Published: October 30, 2009 9:55 AM ET

CHICAGO A.H. Belo Corp. reported a third-quarter loss Friday that was narrower than its year-ago loss and included a $20 million write-down on a mothballed packaging plant at its flagship Dallas Morning News.

A.H. Belo said it lost $5.8 million in quarter, or 28 cents a share, compared to a loss of $17.3 million, or 84 cents per share, in the third quarter of 2008.

Overall revenue fell 18% to $126.9 million.

Advertising revenue, including print and Internet, plunged 27% -- with classified revenue off 40.6 percent.

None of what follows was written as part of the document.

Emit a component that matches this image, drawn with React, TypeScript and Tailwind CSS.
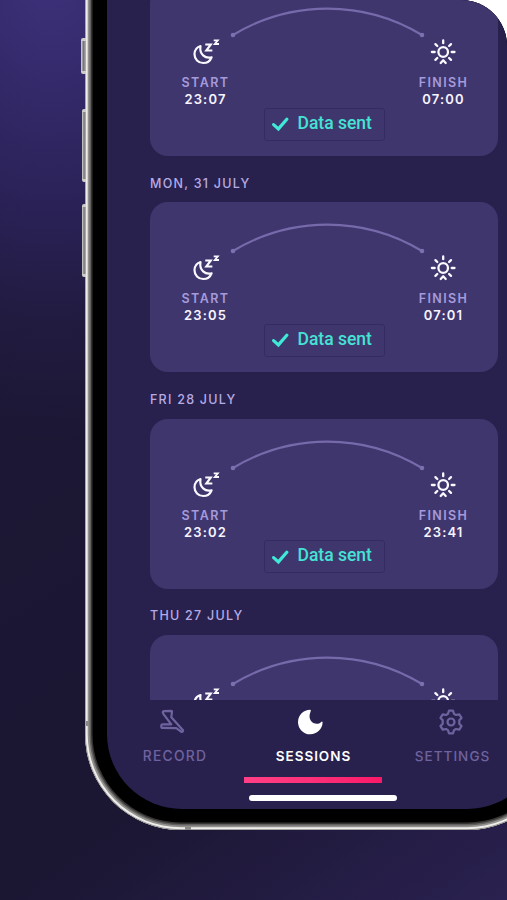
import type { ReactNode } from "react";

type Night = { id: number; start?: string; finish?: string; nextDate?: string };

const NIGHTS: Night[] = [
  { id: 1, start: "23:07", finish: "07:00", nextDate: "MON, 31 JULY" },
  { id: 2, start: "23:05", finish: "07:01", nextDate: "FRI 28 JULY" },
  { id: 3, start: "23:02", finish: "23:41", nextDate: "THU 27 JULY" },
  { id: 4 },
];

function SleepIcon() {
  return (
    <svg className="block shrink-0 overflow-visible" width="28" height="28" viewBox="0 0 28 28" fill="none" stroke="#fbf9ff" strokeWidth="2.2" strokeLinejoin="round" strokeLinecap="round">
      <path d="M9.500 8C5.800 9.200 3.500 12.500 3.500 16.300c0 4.900 3.800 8.700 8.700 8.700 3.800 0 7.100-2.300 8.400-5.700-6.400 1.600-12.500-3-11.100-11.300Z" />
      <path d="M15.300 6.500h4.500l-4.500 6h5" strokeWidth="2.1" strokeLinecap="square" strokeLinejoin="miter" />
      <path d="M23.600 2.300h3.200l-3 3.700h3.300" strokeWidth="1.8" strokeLinecap="square" strokeLinejoin="miter" />
    </svg>
  );
}

function SunIcon() {
  return (
    <svg className="block shrink-0" width="28" height="28" viewBox="0 0 28 28" fill="none" stroke="#fbf9ff" strokeWidth="2.3" strokeLinecap="round" strokeLinejoin="round">
      <circle cx="14.200" cy="14" r="4.800" />
      <path d="M14.200 2.400v2.800M2.900 14h2.800M22.700 14h2.800M6.400 6.100l1.900 1.900M22 6.100l-1.900 1.900M6.400 21.900l1.900-1.900M22 21.900l-1.900-1.900M11.700 25l2.500-2.700 2.500 2.700" />
    </svg>
  );
}

function TimeColumn({ label, time, children }: { label: string; time?: string; children: ReactNode }) {
  return (
    <div className="flex w-14 shrink-0 flex-col items-center pt-[52px]">
      {children}
      {time && (
        <>
          <span className="mt-[8px] pl-px text-[12.5px] leading-[17px] font-semibold tracking-[1.4px] text-[#a59adb]">{label}</span>
          <span className="pl-px text-[13px] leading-[17px] font-semibold tracking-[1.15px] text-[#f7f4ff]">{time}</span>
        </>
      )}
    </div>
  );
}

function SentBadge() {
  return (
    <div className="flex h-[33px] w-[121px] shrink-0 items-center rounded-[3px] border-[1.5px] border-[#342b62] pl-[7px]">
      <svg className="mr-[8px] shrink-0" width="18" height="16" viewBox="0 0 18 16" fill="none" stroke="#3fe9d6" strokeWidth="3.2">
        <path d="M1.600 8.600l4.800 4.300L14.800 3.200" strokeLinecap="round" />
      </svg>
      <span className="-mt-px font-[Roboto,sans-serif] text-[17.5px] leading-none font-medium whitespace-nowrap text-[#46e2d4]">Data sent</span>
    </div>
  );
}

function NightCard({ start, finish }: Night) {
  return (
    <div className="flex h-[170px] shrink-0 flex-col items-center rounded-[18px] bg-[#3f366d]">
      <div className="flex h-[121.5px] w-full px-[27px]">
        <TimeColumn label="START" time={start}><SleepIcon /></TimeColumn>
        <svg className="block w-0 min-w-0 flex-1 overflow-visible" height="60" fill="none">
          <path d="M0 49A182 182 0 0 1 189 49" stroke="#776aab" strokeWidth="2.2" />
          <circle cx="0" cy="49" r="2.300" fill="#7d70b1" />
          <circle cx="189" cy="49" r="2.300" fill="#7d70b1" />
        </svg>
        <TimeColumn label="FINISH" time={finish}><SunIcon /></TimeColumn>
      </div>
      {start && <SentBadge />}
    </div>
  );
}

function NavBar() {
  return (
    <div className="flex h-[108px] w-full flex-col">
      <div className="flex h-[77px] text-[13.5px] tracking-[1.05px] text-[#6f639f]">
        <div className="flex w-[137px] flex-col items-center">
          <svg className="mt-[8px] mr-1 block overflow-visible" width="28" height="28" viewBox="0 0 28 28" fill="none" stroke="currentColor" strokeWidth="2.2" strokeLinejoin="round">
            <path d="M3.800 4.100Q4 3.300 5 3.200L12 2.900q1.200 0 1 1l-.7 5.300L24 22.300q.4 1.700-1.600 1.600L17.300 20.200 3.600 19.900q-1.300 0-1.300-1.200v-1.200q0-1.200 1.300-1.200H12.300L4.300 5.800Z" />
          </svg>
          <span className="mt-[10px] text-[13.8px] leading-5 font-medium tracking-[1.3px]">RECORD</span>
        </div>
        <div className="flex w-[139px] flex-col items-center text-white">
          <svg className="mt-[8px] mr-1.5 block" width="28" height="28" viewBox="0 0 28 28" fill="#fff">
            <path d="M14.200 1.700A12.300 12.300 0 1 0 26.600 14.300Q26.300 12.800 24.900 14.200C20.500 18.600 10.200 13.700 14.600 3.500Q15.300 1.900 14.200 1.700Z" />
          </svg>
          <span className="mt-[10px] pl-px leading-5 font-semibold tracking-[0.95px]">SESSIONS</span>
        </div>
        <div className="flex w-[140px] flex-col items-center">
          <svg className="mt-[8px] mr-1 block" width="28" height="28" viewBox="0 0 24 24" fill="none" stroke="currentColor" strokeWidth="1.9" strokeLinejoin="round">
            <circle cx="12" cy="12" r="3" />
            <path d="M10.300 2.300h3.400l.9 2.700 1.700 1 2.800-.6 1.900 3.100-1.900 2.100v2.800l1.900 2.100-1.900 3.100-2.800-.6-1.700 1-.9 2.700h-3.400l-.9-2.700-1.700-1-2.800.6L3 15.500l1.900-2.100v-2.800L3 8.500l1.900-3.100 2.800.6 1.700-1Z" />
          </svg>
          <span className="mt-[10px] leading-5 font-medium">SETTINGS</span>
        </div>
      </div>
      <div className="ml-[137.5px] h-[5.5px] w-[138px] bg-linear-to-r from-[#ff3f86] to-[#fa1769]" />
      <div className="mt-[12px] ml-[142.5px] h-[6px] w-[148px] rounded-full bg-white" />
    </div>
  );
}

function SideButton({ className }: { className: string }) {
  return <div className={"absolute rounded-l-[2px] border-y-3 border-y-[#cfcdc9] bg-linear-to-r from-[#dad8d4] via-[#77757a] to-[#b9b7b5] " + className} />;
}

export default function App() {
  return (
    <div className="h-[900px] w-[507px] overflow-hidden bg-white font-[Inter,'Liberation_Sans',sans-serif]">
      <div className="relative h-full w-full overflow-hidden rounded-tr-[46px] bg-[radial-gradient(ellipse_330px_470px_at_50px_-30px,#3e327c_0%,#332969_27%,#2a2257_50%,#211b40_75%,transparent_100%),linear-gradient(145deg,#1c1734_0%,#1b1632_72%,#2a2150_100%)]">
        <SideButton className="top-[38px] left-[81px] h-9 w-[5px]" />
        <SideButton className="top-[109px] left-[82px] h-[73px] w-1" />
        <SideButton className="top-[204px] left-[82px] h-[73px] w-1" />
        <div className="-mt-5 ml-[85px] h-[850px] w-[478px] rounded-b-[96px] bg-black p-[21.5px] pt-0 shadow-[inset_0_0_0_0.7px_#8b898b,inset_0_0_0_2.7px_#eeede9,inset_0_0_0_4.5px_#92918f,inset_0_0_0_6px_#63615f,inset_0_0_0_7.5px_#353433]">
          <div className="flex h-full w-full flex-col overflow-hidden rounded-b-[75px] bg-[#29214d]">
            <div className="flex h-[720px] shrink-0 flex-col overflow-hidden px-[43.5px] pt-[6px]">
              {NIGHTS.map((night) => (
                <div key={night.id} className="shrink-0">
                  <NightCard {...night} />
                  {night.nextDate && (
                    <div className="flex h-[46.25px] items-center pt-[10px] text-[12.5px] font-medium tracking-[1.25px] text-[#b5abe4]">{night.nextDate}</div>
                  )}
                </div>
              ))}
            </div>
            <NavBar />
          </div>
        </div>
        <div className="absolute top-[721px] left-[86px] h-[5px] w-[3px] bg-[#8a8888]" />
        <div className="absolute top-[827px] left-[185px] h-[3px] w-[6px] bg-[#8a8888]" />
      </div>
    </div>
  );
}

Internet revenue, now 7.6% of total revenue, fell 15% to $9.7 million. But A.H. Belo noted that excluding poor classified results, Internet ad sales were up 15.6%.

Circulation revenue rose 11.6% on higher pricing at the Morning News and The Providence (R.I.) Journal.

A.H. Belo's Q3 results reflected deep cuts at its papers. Total consolidated operating expenses in the third quarter were $143.8 million, down $35.4 million, or 19.8%, from a year ago.

And without the special charges taken during both quarters, the 2009 Q3 expenses dropped 29.1%.

"The year-to-year percent decline in advertising revenue eased slightly in the third quarter when compared to the first and second quarters of 2009 due to the improved performance of The Dallas Morning News," Chairman and CEO Robert W. Decherd said in a statement. "For the third quarter, A. H. Belo successfully managed costs and increased consolidated EBITDA by $6.4 million versus the second quarter of 2009 and $22.5 million versus the third quarter of 2008."